Given problem:
Check every line below for the word "index" and show those that hold it.

------------------------------------------------

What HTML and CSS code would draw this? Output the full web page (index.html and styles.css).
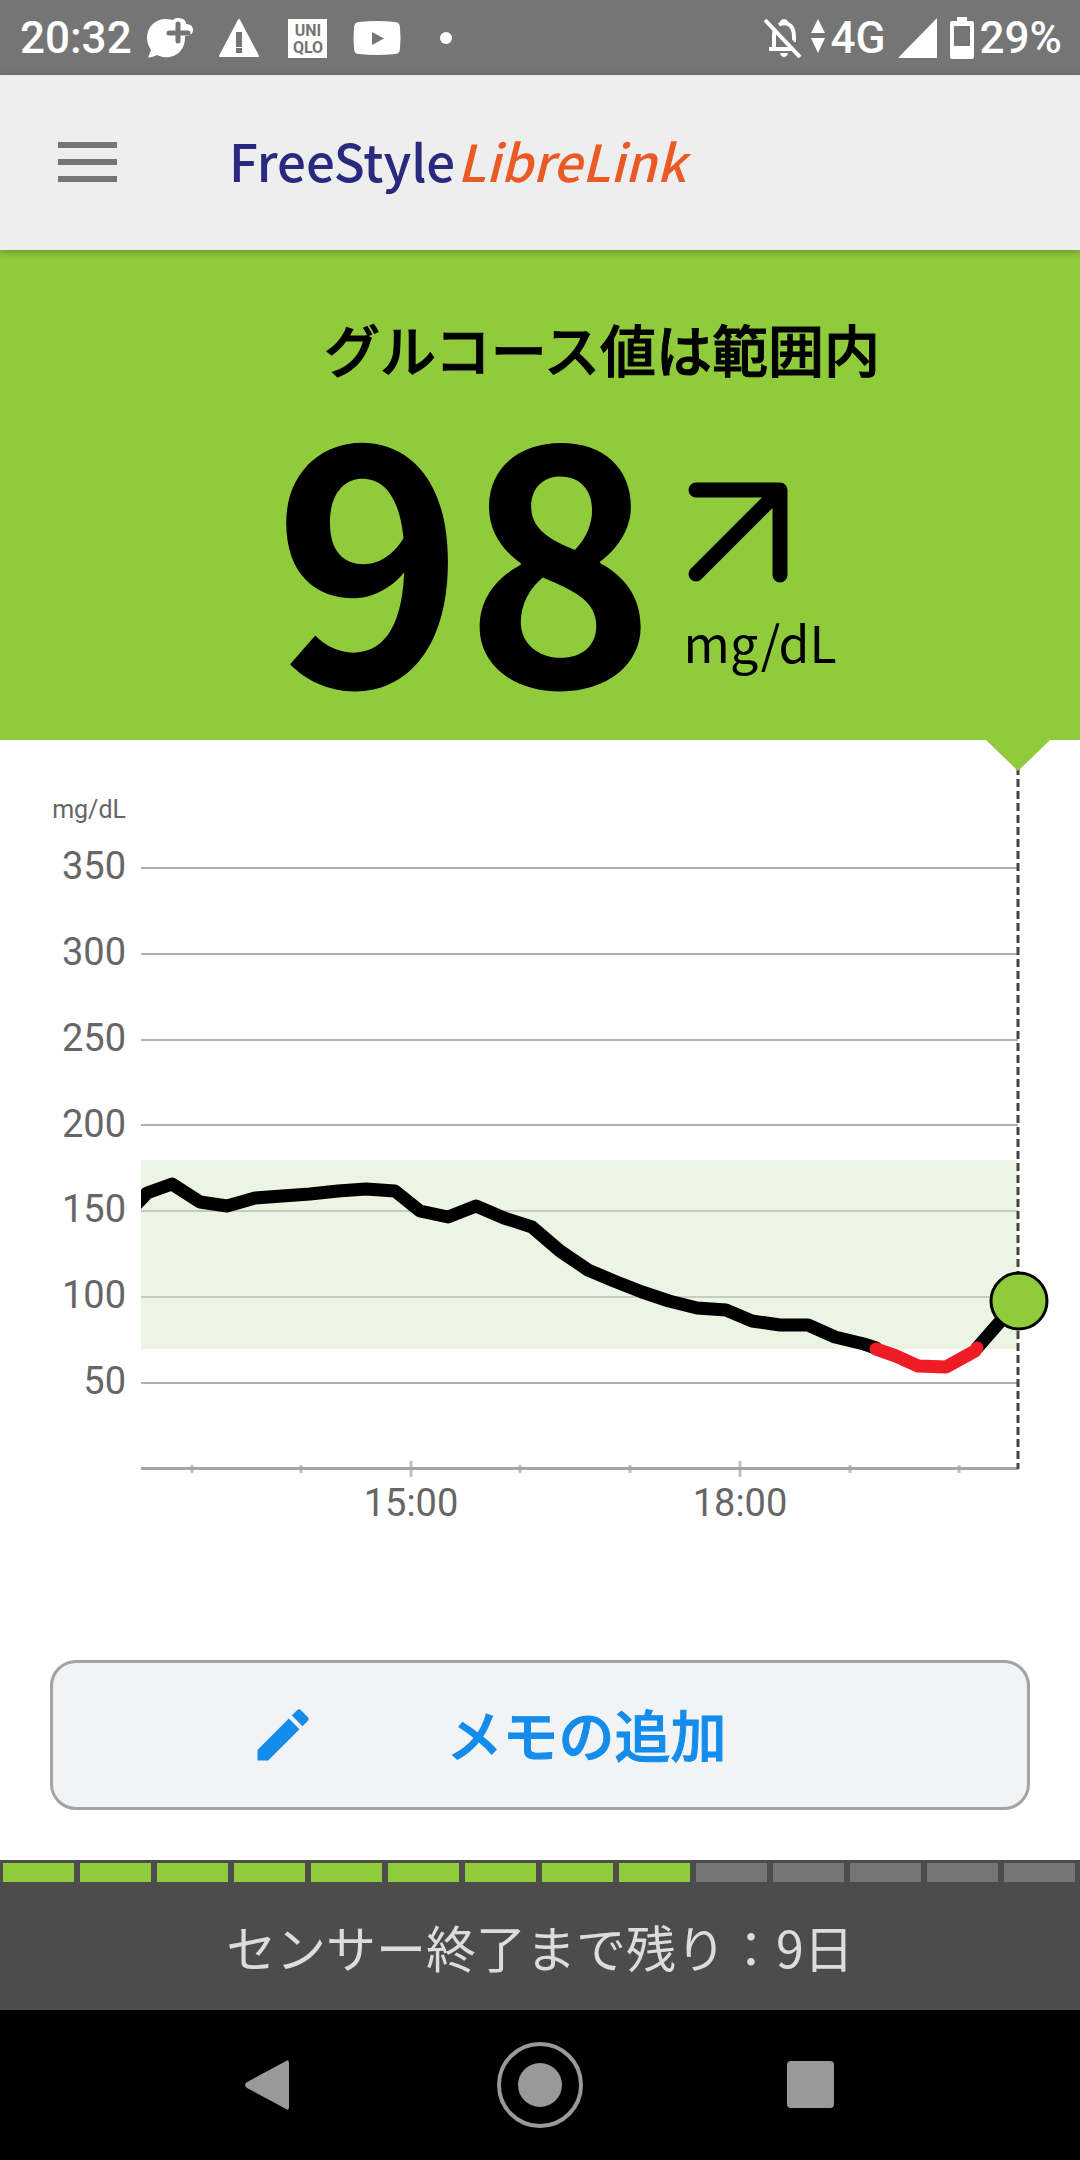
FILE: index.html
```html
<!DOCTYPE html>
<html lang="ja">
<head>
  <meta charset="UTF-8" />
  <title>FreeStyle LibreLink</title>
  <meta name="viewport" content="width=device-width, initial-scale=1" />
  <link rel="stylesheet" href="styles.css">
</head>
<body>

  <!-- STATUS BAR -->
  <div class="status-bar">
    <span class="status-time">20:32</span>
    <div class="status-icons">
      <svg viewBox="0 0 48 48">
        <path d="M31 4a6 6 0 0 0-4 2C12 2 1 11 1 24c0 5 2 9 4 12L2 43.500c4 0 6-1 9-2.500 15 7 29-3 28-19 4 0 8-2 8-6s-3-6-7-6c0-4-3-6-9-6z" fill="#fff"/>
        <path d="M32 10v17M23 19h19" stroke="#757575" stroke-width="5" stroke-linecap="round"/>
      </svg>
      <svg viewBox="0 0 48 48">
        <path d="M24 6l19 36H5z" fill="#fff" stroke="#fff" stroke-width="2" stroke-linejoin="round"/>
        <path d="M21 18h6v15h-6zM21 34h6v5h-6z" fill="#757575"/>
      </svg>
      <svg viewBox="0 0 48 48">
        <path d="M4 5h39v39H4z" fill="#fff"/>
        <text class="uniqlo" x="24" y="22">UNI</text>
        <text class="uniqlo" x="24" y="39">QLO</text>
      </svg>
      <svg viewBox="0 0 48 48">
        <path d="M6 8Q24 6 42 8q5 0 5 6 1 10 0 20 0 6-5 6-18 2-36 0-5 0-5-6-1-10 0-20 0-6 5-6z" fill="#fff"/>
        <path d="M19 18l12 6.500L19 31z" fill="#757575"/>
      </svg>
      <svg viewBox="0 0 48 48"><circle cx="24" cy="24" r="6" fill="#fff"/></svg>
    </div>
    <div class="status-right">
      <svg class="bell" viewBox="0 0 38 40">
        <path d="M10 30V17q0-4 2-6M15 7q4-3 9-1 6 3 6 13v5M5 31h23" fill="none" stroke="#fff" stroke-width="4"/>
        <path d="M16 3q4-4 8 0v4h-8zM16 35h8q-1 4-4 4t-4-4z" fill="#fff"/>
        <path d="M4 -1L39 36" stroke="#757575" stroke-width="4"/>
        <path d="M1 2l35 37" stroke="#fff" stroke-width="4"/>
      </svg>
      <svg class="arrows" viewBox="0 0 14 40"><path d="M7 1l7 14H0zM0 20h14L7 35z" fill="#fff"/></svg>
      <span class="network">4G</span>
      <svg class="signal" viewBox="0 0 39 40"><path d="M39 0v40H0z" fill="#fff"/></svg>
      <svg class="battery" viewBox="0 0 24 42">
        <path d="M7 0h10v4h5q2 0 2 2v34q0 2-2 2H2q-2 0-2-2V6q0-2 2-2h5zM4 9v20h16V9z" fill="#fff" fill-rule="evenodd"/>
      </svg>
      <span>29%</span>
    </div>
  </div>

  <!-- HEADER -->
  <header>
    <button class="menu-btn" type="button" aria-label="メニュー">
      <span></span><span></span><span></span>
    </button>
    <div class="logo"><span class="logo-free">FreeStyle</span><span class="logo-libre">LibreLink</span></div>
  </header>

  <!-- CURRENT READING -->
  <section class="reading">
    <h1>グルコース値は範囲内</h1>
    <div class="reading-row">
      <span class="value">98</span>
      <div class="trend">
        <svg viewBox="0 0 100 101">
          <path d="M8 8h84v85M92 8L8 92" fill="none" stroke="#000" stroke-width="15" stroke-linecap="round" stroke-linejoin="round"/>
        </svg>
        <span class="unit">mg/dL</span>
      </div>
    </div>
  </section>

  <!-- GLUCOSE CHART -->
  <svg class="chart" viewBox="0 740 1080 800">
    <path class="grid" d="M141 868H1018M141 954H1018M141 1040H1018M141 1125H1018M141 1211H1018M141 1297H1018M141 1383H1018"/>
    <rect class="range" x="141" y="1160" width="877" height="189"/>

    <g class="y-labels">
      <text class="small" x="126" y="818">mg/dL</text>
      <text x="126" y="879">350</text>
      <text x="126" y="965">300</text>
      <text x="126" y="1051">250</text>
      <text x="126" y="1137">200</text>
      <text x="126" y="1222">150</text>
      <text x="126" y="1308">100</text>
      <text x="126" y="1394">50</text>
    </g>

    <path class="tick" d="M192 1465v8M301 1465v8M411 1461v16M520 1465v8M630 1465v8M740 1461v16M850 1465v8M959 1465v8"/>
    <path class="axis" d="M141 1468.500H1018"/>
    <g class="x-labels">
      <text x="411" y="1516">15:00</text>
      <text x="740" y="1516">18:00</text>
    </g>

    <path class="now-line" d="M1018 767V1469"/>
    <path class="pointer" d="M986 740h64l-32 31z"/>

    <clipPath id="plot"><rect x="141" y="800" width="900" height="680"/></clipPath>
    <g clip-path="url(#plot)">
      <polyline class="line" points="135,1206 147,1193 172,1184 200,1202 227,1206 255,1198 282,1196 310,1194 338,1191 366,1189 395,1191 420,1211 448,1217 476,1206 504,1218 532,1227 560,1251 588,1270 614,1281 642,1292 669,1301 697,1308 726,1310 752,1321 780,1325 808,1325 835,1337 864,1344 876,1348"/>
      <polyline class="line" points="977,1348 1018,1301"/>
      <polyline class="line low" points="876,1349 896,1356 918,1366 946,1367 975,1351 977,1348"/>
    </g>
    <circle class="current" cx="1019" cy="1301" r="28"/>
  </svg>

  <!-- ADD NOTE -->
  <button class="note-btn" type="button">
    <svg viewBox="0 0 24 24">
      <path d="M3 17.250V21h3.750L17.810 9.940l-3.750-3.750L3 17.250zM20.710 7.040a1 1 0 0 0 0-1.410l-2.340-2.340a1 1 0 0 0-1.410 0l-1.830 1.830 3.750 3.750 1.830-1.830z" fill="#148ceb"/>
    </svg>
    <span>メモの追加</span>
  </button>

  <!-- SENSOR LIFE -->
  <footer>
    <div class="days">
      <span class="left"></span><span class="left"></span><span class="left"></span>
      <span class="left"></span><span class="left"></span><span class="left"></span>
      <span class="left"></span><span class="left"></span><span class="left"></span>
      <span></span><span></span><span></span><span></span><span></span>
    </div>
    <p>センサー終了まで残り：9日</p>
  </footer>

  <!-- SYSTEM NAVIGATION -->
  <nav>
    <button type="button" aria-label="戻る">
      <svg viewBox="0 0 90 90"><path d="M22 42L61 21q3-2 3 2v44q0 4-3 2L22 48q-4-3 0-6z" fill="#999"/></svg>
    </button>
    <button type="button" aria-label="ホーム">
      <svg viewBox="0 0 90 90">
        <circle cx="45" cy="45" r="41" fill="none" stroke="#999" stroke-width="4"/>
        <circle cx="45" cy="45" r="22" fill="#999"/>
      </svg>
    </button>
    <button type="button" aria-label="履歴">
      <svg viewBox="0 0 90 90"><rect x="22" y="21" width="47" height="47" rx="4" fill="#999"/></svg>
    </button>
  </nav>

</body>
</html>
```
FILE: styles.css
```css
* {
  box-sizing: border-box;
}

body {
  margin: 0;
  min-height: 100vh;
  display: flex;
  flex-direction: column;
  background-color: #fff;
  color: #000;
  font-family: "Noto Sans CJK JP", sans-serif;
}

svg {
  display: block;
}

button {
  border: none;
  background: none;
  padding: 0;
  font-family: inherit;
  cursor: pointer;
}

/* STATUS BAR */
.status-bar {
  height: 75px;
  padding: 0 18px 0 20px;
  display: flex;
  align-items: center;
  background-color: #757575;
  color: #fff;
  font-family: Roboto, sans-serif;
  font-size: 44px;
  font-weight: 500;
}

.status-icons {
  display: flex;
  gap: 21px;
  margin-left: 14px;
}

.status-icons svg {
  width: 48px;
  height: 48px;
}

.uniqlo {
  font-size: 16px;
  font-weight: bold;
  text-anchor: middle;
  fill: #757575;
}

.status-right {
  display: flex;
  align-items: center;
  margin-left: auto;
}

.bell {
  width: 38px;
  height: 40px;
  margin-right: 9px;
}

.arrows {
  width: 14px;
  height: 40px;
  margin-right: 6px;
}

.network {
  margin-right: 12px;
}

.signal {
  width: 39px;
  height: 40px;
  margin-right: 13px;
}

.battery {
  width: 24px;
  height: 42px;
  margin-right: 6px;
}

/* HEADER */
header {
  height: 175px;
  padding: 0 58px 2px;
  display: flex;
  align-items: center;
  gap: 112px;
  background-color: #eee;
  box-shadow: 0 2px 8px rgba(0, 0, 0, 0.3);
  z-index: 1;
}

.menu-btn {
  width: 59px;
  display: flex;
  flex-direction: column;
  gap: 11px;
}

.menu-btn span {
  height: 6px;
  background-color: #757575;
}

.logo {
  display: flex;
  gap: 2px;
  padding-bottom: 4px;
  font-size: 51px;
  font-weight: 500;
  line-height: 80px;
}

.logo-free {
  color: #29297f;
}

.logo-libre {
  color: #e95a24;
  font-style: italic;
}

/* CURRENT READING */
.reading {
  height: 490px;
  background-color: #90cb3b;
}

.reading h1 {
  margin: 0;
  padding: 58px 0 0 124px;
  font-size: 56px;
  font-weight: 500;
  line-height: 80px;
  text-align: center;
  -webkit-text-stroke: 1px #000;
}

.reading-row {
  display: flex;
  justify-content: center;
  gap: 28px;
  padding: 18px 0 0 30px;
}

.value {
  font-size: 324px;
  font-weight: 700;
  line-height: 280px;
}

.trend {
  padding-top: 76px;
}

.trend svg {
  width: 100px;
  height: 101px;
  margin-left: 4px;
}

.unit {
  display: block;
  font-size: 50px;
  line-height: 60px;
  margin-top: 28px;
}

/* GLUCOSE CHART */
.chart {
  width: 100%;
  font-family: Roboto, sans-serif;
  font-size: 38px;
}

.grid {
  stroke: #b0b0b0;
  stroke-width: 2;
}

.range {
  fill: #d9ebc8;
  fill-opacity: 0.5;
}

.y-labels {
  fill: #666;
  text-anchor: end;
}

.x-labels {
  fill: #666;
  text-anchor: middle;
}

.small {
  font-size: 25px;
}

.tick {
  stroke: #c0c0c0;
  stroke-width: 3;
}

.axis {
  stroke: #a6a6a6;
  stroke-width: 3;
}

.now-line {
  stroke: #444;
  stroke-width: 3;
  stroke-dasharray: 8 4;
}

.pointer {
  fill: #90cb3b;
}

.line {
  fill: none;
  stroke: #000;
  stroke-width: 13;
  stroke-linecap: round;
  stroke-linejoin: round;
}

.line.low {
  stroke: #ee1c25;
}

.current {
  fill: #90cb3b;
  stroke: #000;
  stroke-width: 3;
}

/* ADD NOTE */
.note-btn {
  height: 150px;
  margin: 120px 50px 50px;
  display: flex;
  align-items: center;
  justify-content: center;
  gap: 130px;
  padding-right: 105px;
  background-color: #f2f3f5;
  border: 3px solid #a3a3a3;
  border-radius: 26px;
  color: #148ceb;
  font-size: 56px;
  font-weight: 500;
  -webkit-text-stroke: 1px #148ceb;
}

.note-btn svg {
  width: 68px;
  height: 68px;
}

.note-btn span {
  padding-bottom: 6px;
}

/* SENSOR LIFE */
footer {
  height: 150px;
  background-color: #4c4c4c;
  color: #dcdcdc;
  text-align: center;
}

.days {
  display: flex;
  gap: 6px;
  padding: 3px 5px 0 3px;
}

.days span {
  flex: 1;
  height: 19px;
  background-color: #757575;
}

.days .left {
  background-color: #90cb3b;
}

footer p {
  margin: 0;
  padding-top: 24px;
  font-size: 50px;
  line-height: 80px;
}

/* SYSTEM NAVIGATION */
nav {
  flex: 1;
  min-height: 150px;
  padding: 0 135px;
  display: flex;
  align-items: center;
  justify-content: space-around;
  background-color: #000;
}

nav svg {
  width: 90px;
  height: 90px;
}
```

------------------------------------------------

Response:
What HTML and CSS code would draw this? Output the full web page (index.html and styles.css).
FILE: index.html
  z-index: 1;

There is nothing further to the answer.